Yeah, the Heron was beautiful and terrifying and kind of grotesque at the same time. Yeah. It was all like the weird transformations. But yeah, in terms of transformation, that’s something that I kind of want to bring more into my work. Considering how things can change into other things and the possibilities and how that might create some sort of dream-like quality, because that’s something that I love about his movies, it’s like the dream-like quality that they have.
I’m always drawing from a very personal place and you know those stories are really important. They’re really important for the work to come into existence. Every piece is tied to me in a pretty personal way. Once it becomes a painting you know, it’s not necessarily that important for the viewer’s experience.
We all love stories, you know, and I love to tell my own stories.

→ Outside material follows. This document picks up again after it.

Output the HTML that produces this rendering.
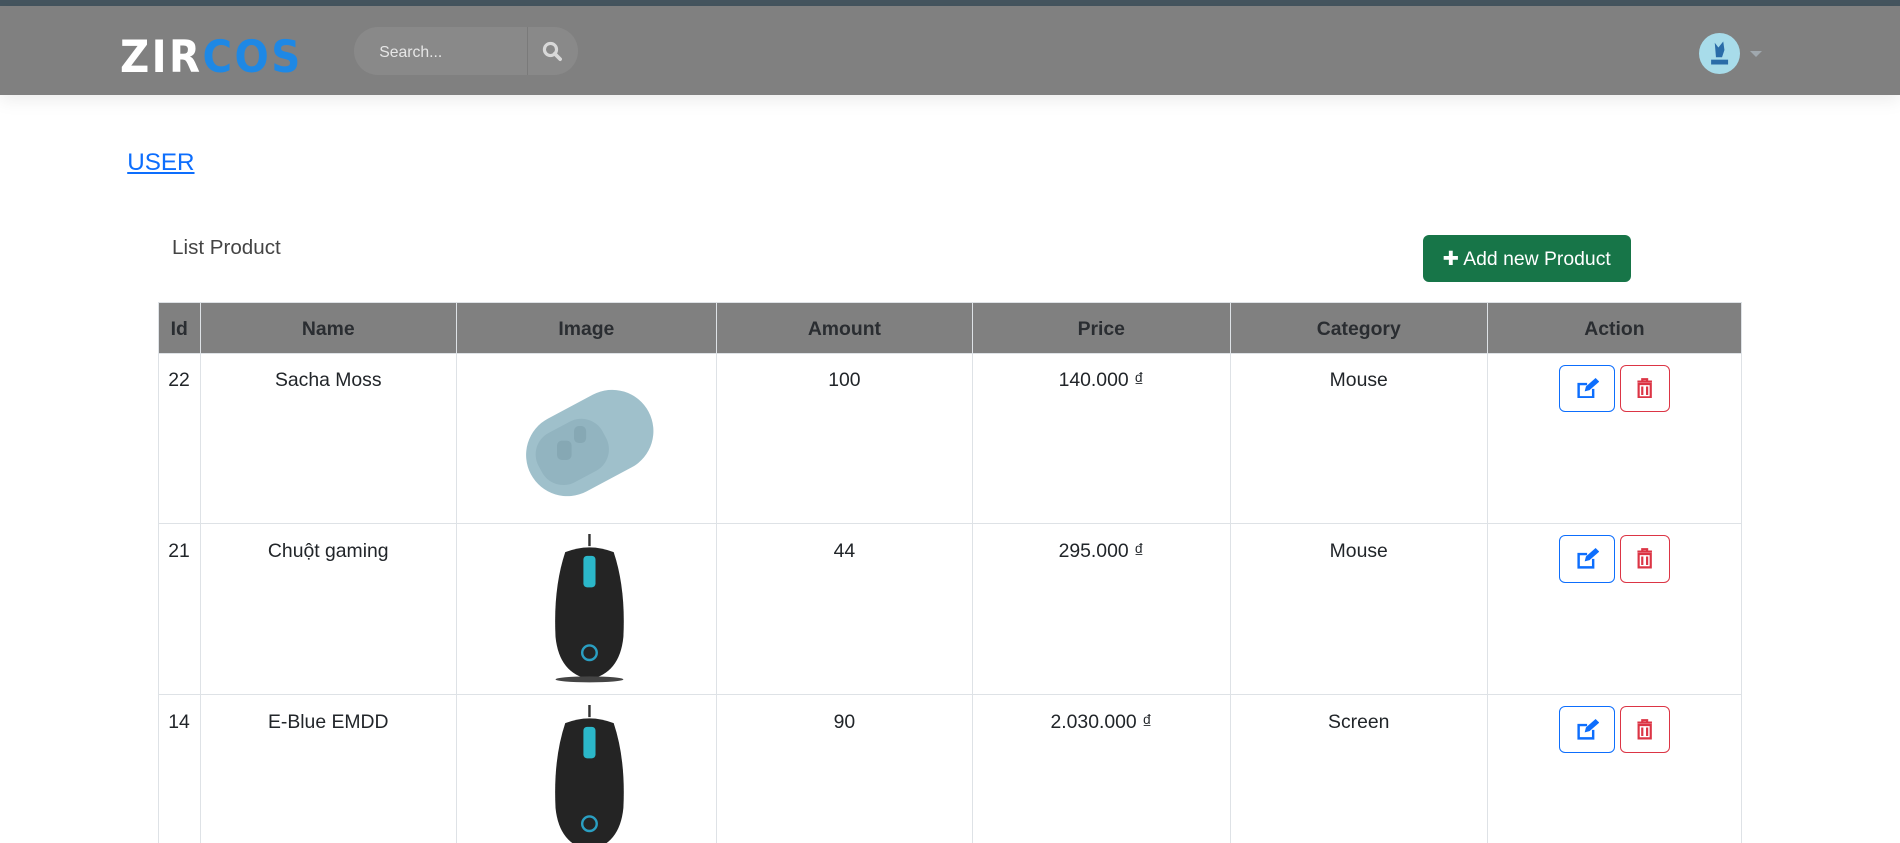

Within this kind of setting, like a studio visit or something where it’s a lot more personal I like to tell their stories, but I would say when it comes to, yeah, like Instagram or, you know or having openings that’s not necessary to put up.
A distinct quality is… The glow, or kind of how I like to think about light. But there’s also, you know, so many artists and, I truly do believe that there’s like nothing new under the sun where, you know, I’m finding artists all the time that I share a lot of ways of working with them where I’m like, wow, that person’s work looks very similar to mine. And for me, that’s something that I find more exciting versus like, oh, I need to change or do something that’s more different.
So I don’t necessarily think there’s something incredibly distinct that separates my work from other artists. I mean, the only thing that I can think about as distinct, is again, kind of going back to where, you know, I’m drawing from a personal narrative and personal experiences which I can rest.
Yeah, they’re unique to me. So that’s like a safe space for me as an artist to kind of like to rest in, to be like, you know, there’s a lot of people painting swans out there, but like there’s a very specific reason why I painted these swans.